I got a journalism degree way back when, stuffed in some box somewhere. I got it on the idealistic principal that journalists could still change the world. Like how Cronkite came back from Vietnam, said the war was wrong and America had lost its way, and the President heaved a sigh and said “If I’ve lost Cronkite, I’ve lost the American people.”
Because once upon a time, some journalists — Mencken, Murrow, Cronkite — believed the two most valuable assets of a journalist were their integrity and their commitment to the truth.
Journalism may be well and good these days, with the advent of bloggers and the dichotomy of investigation that exists between the corporate and the rogue indie worlds out there, but there is no irrefutable source like there used to be. There’s no one you can turn to and go, “No, absolutely, they’re right. THAT’s what I believe, because I KNOW I can trust them.”
Sure, some folk will tell you there are journalists they trust implicitly, but I can’t think of any who hasn’t been at the helm under some factual gaffe. I can’t think of any yet who has proven he’s really in it for the Kantian “greater good”, that truth wins. Why? Because they fucked up under George W. Bush and failed to speak truth to power in the dark days after 9/11, when America needed someone to stand up and say, “I know you’re hurting, I know we’re all rah-rah-America, but what we’re doing is wrong, this war is wrong, the facts don’t support it, we don’t trust what our government is telling us, and we don’t think you should, either, and here’s why.”

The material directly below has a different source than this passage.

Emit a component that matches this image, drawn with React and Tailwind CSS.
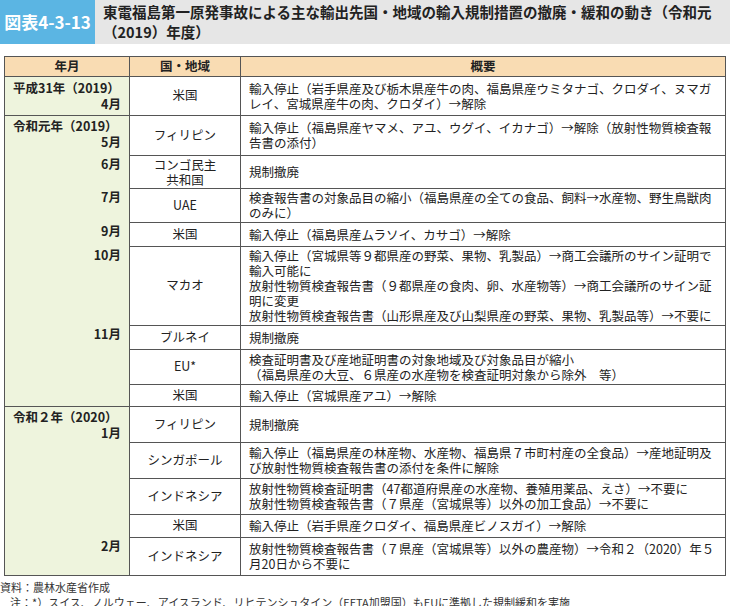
import React from "react";

const B = "border border-[#555]";

const Cty = ({ children, h }) => (
  <td className={`${B} text-center align-middle`} style={{ height: h }}>{children}</td>
);
const Sum = ({ children }) => (
  <td className={`${B} px-[8px] leading-[15px] align-middle`}>{children}</td>
);

export default function App() {
  const yc = `border-x border-[#555] bg-[#eef4dd] px-[8px] align-top`;
  return (
    <div className="w-[730px] h-[606px] bg-white text-[#222] text-[12.5px]" style={{ fontFamily: '"Noto Sans CJK JP", "Noto Sans", sans-serif' }}>
      <div className="flex h-[44px]">
        <div className="w-[95px] bg-[#5bb5e3] text-white text-[17px] font-bold flex items-center justify-center whitespace-nowrap">図表4-3-13</div>
        <div className="flex-1 bg-[#e6e6e6] px-[8px] pt-[2px] text-[14.5px] font-bold leading-[20px]">東電福島第一原発事故による主な輸出先国・地域の輸入規制措置の撤廃・緩和の動き（令和元（2019）年度）</div>
      </div>
      <table className="mt-[12px] ml-[4px] w-[722px] border-collapse">
        <colgroup><col className="w-[125px]" /><col className="w-[111px]" /><col /></colgroup>
        <thead>
          <tr className="h-[18px] bg-[#f9dcb3] font-bold">
            <td className={`${B} text-center`}>年月</td>
            <td className={`${B} text-center`}>国・地域</td>
            <td className={`${B} text-center`}>概要</td>
          </tr>
        </thead>
        <tbody>
          <tr>
            <td className={`${B} bg-[#eef4dd] px-[8px] leading-[16px] font-bold`}>平成31年（2019）<div className="text-right">4月</div></td>
            <Cty h={39}>米国</Cty>
            <Sum>輸入停止（岩手県産及び栃木県産牛の肉、福島県産ウミタナゴ、クロダイ、ヌマガレイ、宮城県産牛の肉、クロダイ）→解除</Sum>
          </tr>
          <tr>
            <td className={`${yc} border-t font-bold leading-[16px] pt-[2px]`}>令和元年（2019）<div className="text-right">5月</div></td>
            <Cty h={40}>フィリピン</Cty>
            <Sum>輸入停止（福島県産ヤマメ、アユ、ウグイ、イカナゴ）→解除（放射性物質検査報告書の添付）</Sum>
          </tr>
          <tr>
            <td className={`${yc} text-right align-middle font-bold`}>6月</td>
            <Cty h={33}><div className="leading-[15px]">コンゴ民主<br />共和国</div></Cty>
            <Sum>規制撤廃</Sum>
          </tr>
          <tr>
            <td className={`${yc} text-right align-middle font-bold`}>7月</td>
            <Cty h={34}>UAE</Cty>
            <Sum>検査報告書の対象品目の縮小（福島県産の全ての食品、飼料→水産物、野生鳥獣肉のみに）</Sum>
          </tr>
          <tr>
            <td className={`${yc} text-right align-middle font-bold`}>9月</td>
            <Cty h={24}>米国</Cty>
            <Sum>輸入停止（福島県産ムラソイ、カサゴ）→解除</Sum>
          </tr>
          <tr>
            <td className={`${yc} text-right align-middle font-bold`}>10月</td>
            <Cty h={79}>マカオ</Cty>
            <Sum>輸入停止（宮城県等９都県産の野菜、果物、乳製品）→商工会議所のサイン証明で輸入可能に<br />放射性物質検査報告書（９都県産の食肉、卵、水産物等）→商工会議所のサイン証明に変更<br />放射性物質検査報告書（山形県産及び山梨県産の野菜、果物、乳製品等）→不要に</Sum>
          </tr>
          <tr>
            <td rowSpan={3} className={`${yc} text-right align-middle font-bold`}>11月</td>
            <Cty h={24}>ブルネイ</Cty>
            <Sum>規制撤廃</Sum>
          </tr>
          <tr>
            <Cty h={35}>EU*</Cty>
            <Sum>検査証明書及び産地証明書の対象地域及び対象品目が縮小<br />（福島県産の大豆、６県産の水産物を検査証明対象から除外　等）</Sum>
          </tr>
          <tr>
            <Cty h={22}>米国</Cty>
            <Sum>輸入停止（宮城県産アユ）→解除</Sum>
          </tr>
          <tr>
            <td rowSpan={4} className={`${yc} border-t font-bold leading-[16px] pt-[2px]`}>令和２年（2020）<div className="text-right">1月</div></td>
            <Cty h={36}>フィリピン</Cty>
            <Sum>規制撤廃</Sum>
          </tr>
          <tr>
            <Cty h={36}>シンガポール</Cty>
            <Sum>輸入停止（福島県産の林産物、水産物、福島県７市町村産の全食品）→産地証明及び放射性物質検査報告書の添付を条件に解除</Sum>
          </tr>
          <tr>
            <Cty h={36}>インドネシア</Cty>
            <Sum>放射性物質検査証明書（47都道府県産の水産物、養殖用薬品、えさ）→不要に<br />放射性物質検査報告書（７県産（宮城県等）以外の加工食品）→不要に</Sum>
          </tr>
          <tr>
            <Cty h={23}>米国</Cty>
            <Sum>輸入停止（岩手県産クロダイ、福島県産ビノスガイ）→解除</Sum>
          </tr>
          <tr>
            <td className={`${yc} border-b text-right align-middle font-bold`}>2月</td>
            <Cty h={38}>インドネシア</Cty>
            <Sum>放射性物質検査報告書（７県産（宮城県等）以外の農産物）→令和２（2020）年５月20日から不要に</Sum>
          </tr>
        </tbody>
      </table>
      <div className="mt-[4px] text-[11px] leading-[15px] text-[#333]">
        <div>資料：農林水産省作成</div>
        <div className="pl-[10px]">注：*）スイス、ノルウェー、アイスランド、リヒテンシュタイン（EFTA加盟国）もEUに準拠した規制緩和を実施</div>
      </div>
    </div>
  );
}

And none did. Not for years. They failed that test. They failed The Big Test in America’s Darkest Days. They failed to ask the right questions of banks and businesses that kept reporting unlikely and inexplicable profits. They failed to warn America it was headed into dubious financial waters as things started going strange in recent years. Journalism has failed us. Period. I don’t give a fuck WHO you love, they all failed us when we needed them the most, in 2001-2004.

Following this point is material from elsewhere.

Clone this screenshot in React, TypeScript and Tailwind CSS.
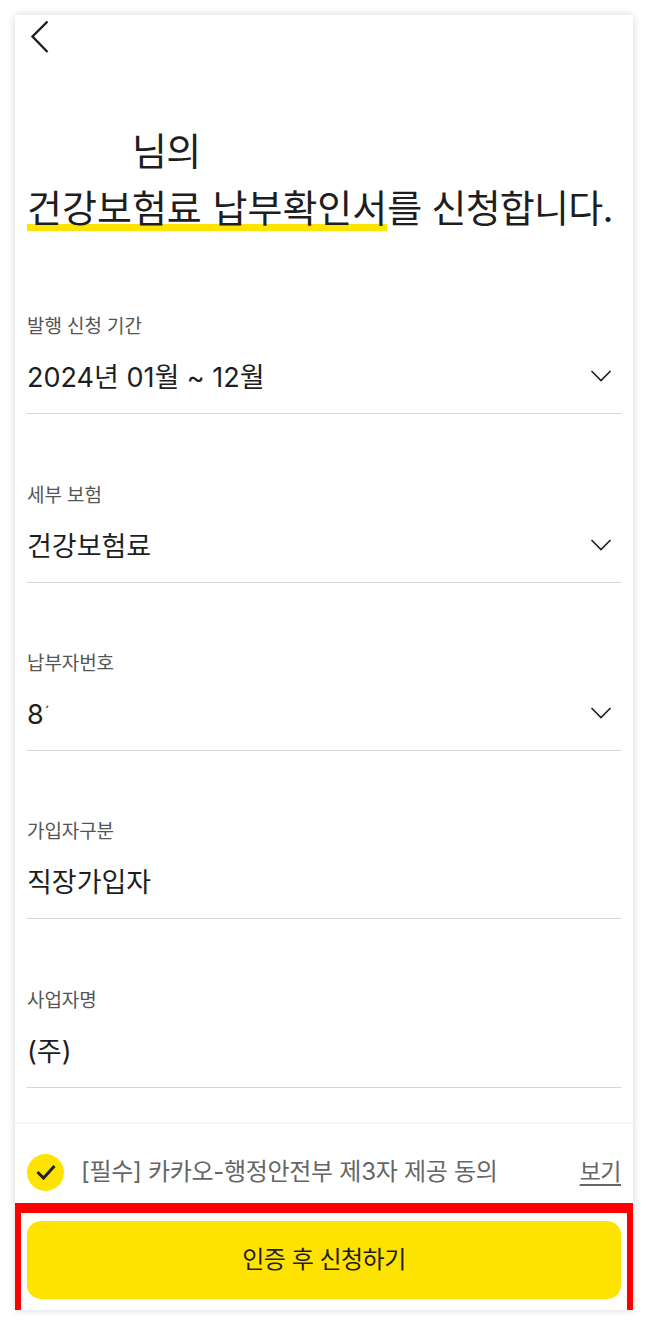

Journalists today are personalities. I have high hopes for the ilk of Brian Williams and Anderson Cooper, and time will tell, now that they had their asses handed to them for their roles in the negligent journalism of the last decade. I thought Tim Russert would carry the mantle, but that didn’t go so well.
All we can hope is that telling the truth, effecting change, and keeping your word will be sexy to the new generation of soothsaying anchors and bloggers.
Look at Cronkite. That’s how journalism is done. Objective until being objective hurts the people — when he realized the war in Vietnam had lost its purpose and the losses did and always would outweigh the gains, he spoke up. When he felt the government was doing wrong to the people, he said so. For eight years, the American press slept at the wheel while personal freedoms were eroded, laws were bent and broken, and coverups were de rigeur. Cronkite lamented it. He spoke up.
See, that’s the trick with speaking truth to power, oh Journalists of Today — it requires you actually SPEAK.

1 thought on “Pop Culture Smackdown

  1. David

    Journalism has been broken for a lot longer than eight years. Consider the wall-to-wall coverage of the Clinton investigations or the O.J. Simpson trial. Ever since 24-hour news became a profitable venture, meaningful journalism has been hard to find. I don’t know when “talk radio” became conflated with journalism, but that hasn’t helped, either.
    Some point to Keith Olbermann, who has co-opted Murrow’s “Good night, and good luck” signoff, as the next to carry the torch, but he’s much too strident too much of the time. Maybe that’s not his fault. I don’t know how you’d even get heard if you were even-handedly reporting on the day’s news in the modern climate.
    I can’t tell the difference between a modern-day journalist and a celebrity anymore. Even Jim Lehrer goes on The Colbert Report. It’s really not that hard to play a clip of someone in power saying one thing and another clip of them contradicting themselves a month later. One might be inclined to call that “journalism.” But we are fucked if that’s all we can muster. Not that the vast, drooling majority of the mainstream would notice if they woke up in a police state tomorrow as long as their cable TV still worked.
    When some of the most meaningful exercises in truth happen on a network called Comedy Central, things are askew.